It means to be forced into being.
And what does that mean? Is the decay of a nucleus 'forced into being'? How so?
This is not borne out by any evidence. Nor is it asserted. The most that is said is that it is impossible to predict. As stated in Wikipedia
"Radioactive decay is a stochastic (i.e. random) process at the level of single atoms, in that, according to quantum theory, it is impossible to predict when a particular atom will decay.[/QUOTE]
This, by the way, was the total of the Wikipedia quote.
The following is a quote from a different source (which talks about free will and climate change).
And please note that "impossible to predict" does not mean "without cause."

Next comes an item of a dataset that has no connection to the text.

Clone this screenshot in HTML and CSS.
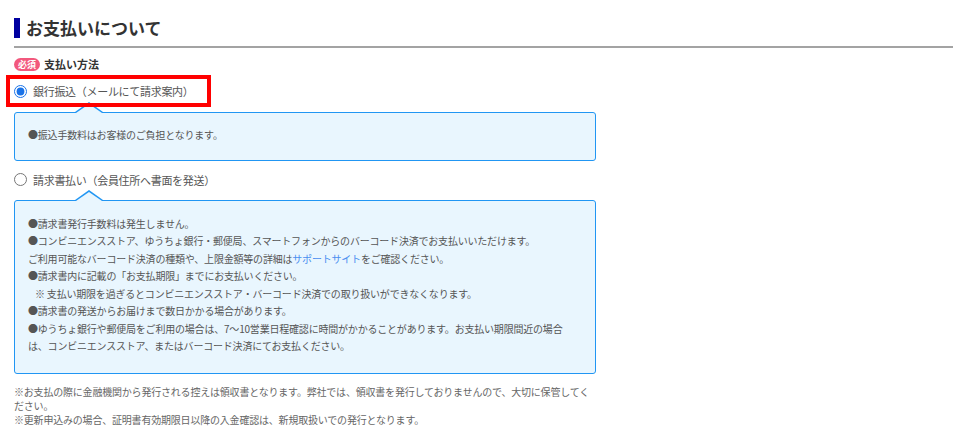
FILE: index.html
```html
<!DOCTYPE html>
<html lang="ja">
<head>
    <meta charset="UTF-8">
    <meta name="viewport" content="width=device-width, initial-scale=1.0">
    <title>お支払いについて</title>
    <link rel="stylesheet" href="styles.css">
</head>
<body>
    <section class="payment">
        <div class="title-wrap">
            <h2 class="title">お支払いについて</h2>
        </div>

        <div class="field-label">
            <span class="badge">必須</span>
            <span>支払い方法</span>
        </div>

        <div class="choices">
            <label class="choice highlight">
                <input type="radio" name="payment" value="bank" checked>
                <span>銀行振込（メールにて請求案内）</span>
            </label>
            <div class="info">
                <p>●振込手数料はお客様のご負担となります。</p>
            </div>

            <label class="choice">
                <input type="radio" name="payment" value="invoice">
                <span>請求書払い（会員住所へ書面を発送）</span>
            </label>
            <div class="info info-large">
                <p>●請求書発行手数料は発生しません。</p>
                <p>●コンビニエンスストア、ゆうちょ銀行・郵便局、スマートフォンからのバーコード決済でお支払いいただけます。<br>ご利用可能なバーコード決済の種類や、上限金額等の詳細は<a href="#">サポートサイト</a>をご確認ください。</p>
                <p>●請求書内に記載の「お支払期限」までにお支払いください。</p>
                <p class="indent">※ 支払い期限を過ぎるとコンビニエンスストア・バーコード決済での取り扱いができなくなります。</p>
                <p>●請求書の発送からお届けまで数日かかる場合があります。</p>
                <p>●ゆうちょ銀行や郵便局をご利用の場合は、7～10営業日程確認に時間がかかることがあります。お支払い期限間近の場合は、コンビニエンスストア、またはバーコード決済にてお支払ください。</p>
            </div>
        </div>

        <div class="notes">
            <p>※お支払の際に金融機関から発行される控えは領収書となります。弊社では、領収書を発行しておりませんので、大切に保管してください。</p>
            <p>※更新申込みの場合、証明書有効期限日以降の入金確認は、新規取扱いでの発行となります。</p>
        </div>
    </section>
</body>
</html>
```

FILE: styles.css
```css
body {
    font-family: "Noto Sans CJK JP", "Noto Sans", sans-serif;
    color: #333;
    margin: 0;
    padding: 0;
    background: #fff;
}
p {
    margin: 0;
}
.payment {
    padding: 18px 7px 0 14px;
}
.title-wrap {
    border-bottom: 2px solid #a3a3a3;
    padding-bottom: 8px;
}
.title {
    margin: 0;
    border-left: 6px solid #0000a0;
    padding-left: 6px;
    font-size: 17px;
    line-height: 20px;
    font-weight: bold;
    color: #333;
}
.field-label {
    display: flex;
    align-items: center;
    gap: 4px;
    margin-top: 9px;
    height: 14px;
    font-size: 11px;
    font-weight: bold;
}
.badge {
    background: #f2587d;
    color: #fff;
    font-size: 9px;
    line-height: 13px;
    padding: 0 4px;
    border-radius: 7px;
}
.choices {
    width: 582px;
}
.choice {
    display: flex;
    align-items: center;
    gap: 6px;
    height: 18px;
    margin-top: 10px;
    font-size: 11px;
    letter-spacing: -0.3px;
    color: #555;
}
.choice input {
    margin: 0;
    width: 13px;
    height: 13px;
    accent-color: #1a73e8;
}
.highlight {
    position: relative;
    z-index: 1;
    display: inline-flex;
    margin: 4px 0 0 -8px;
    padding: 3px 13px 3px 4px;
    border: 4px solid #ff0000;
}
.info {
    position: relative;
    margin-top: 5px;
    background: #e9f6fe;
    border: 1px solid #2196f3;
    border-radius: 3px;
    padding: 13px 13px 16px;
    font-size: 10px;
    line-height: 17.5px;
    letter-spacing: -0.2px;
    color: #555;
}
.info::before,
.info::after {
    content: "";
    position: absolute;
    left: 60px;
    border-style: solid;
    border-color: transparent;
}
.info::before {
    top: -11px;
    border-width: 0 14px 10px;
    border-bottom-color: #2196f3;
}
.info::after {
    top: -9px;
    left: 61px;
    border-width: 0 13px 9px;
    border-bottom-color: #e9f6fe;
}
.info-large {
    margin-top: 11px;
    padding: 14px 13px 18px;
}
.info a {
    color: #4a8ef0;
    text-decoration: none;
}
.indent {
    padding-left: 7px;
}
.notes {
    width: 582px;
    margin-top: 11px;
    font-size: 10px;
    line-height: 14px;
    letter-spacing: -0.2px;
    color: #666;
}
```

"Suggestions that quantum events occur in an indeterministic, or uncaused, manner are based on ignorance of their causes. One cannot precisely predict the rate of decay of a single radioactive isotope, and this has led some to wrongly conclude that radioactive decay is therefore random in the strong sense of having no cause. Similarly flawed conclusions included assertions that the inability to simultaneously measure the position
and momentum of a particle as prohibited by HUP means that such particle behavior is uncaused, and that ignorance of aspects of particle behavior in the double-slit experiment and in entanglement means that the behavior is uncaused. While the causal mechanisms of the above phenomena are, and may forever remain, unknown, this ignorance does not justify a conclusion that they are uncaused."
source
That has simply not been shown to be true, and because it hasn't the default explanation is: either there is a difference within the nucleus (a difference we're unaware of) or an external difference (again, a difference we're unaware of) that causes the decay when it does.
"Cause" means to force into being.
.
This is a statement of faith and not a statement of science. In fact, quantum mechanics does NOT have any differences between the nuclei and there is no evidence for such a difference (either in the nuclei or in the environment). The side of ignorance is that that assumes that causality must always be the case in spite of a perfectly good description of the physical situation that is non-causal. And I want to emphasize that QM is the best description of the universe we have ever had: it has been tested extensively and has never been seen to fail (certain sub-assumptions have been, but not the over-arching theory).
Many people assume that the type of statistical behavior observed in quantum systems is like that of a pair of dice: it *appears* random, but actually has hidden variables that determine what will happen. This is *known* to not be the case in some (and probably all) quantum mechanical systems. That is one of the things that Bell's theorem (and the associated observations of real situations) tells us. To the extent it is possible to show something is truly random, this has been done for certain quantum systems.
Nothing is 'forcing' the nucleus to decay at a particular time. From *everything* we know, it really is random in the strong sense. Any claim otherwise needs, at this point, to provide a cause.
And no, in a quantum system, it is *not* the default to think there is a difference internally or externally. In fact, the decay of fundamental particles is just as random as that for nuclei.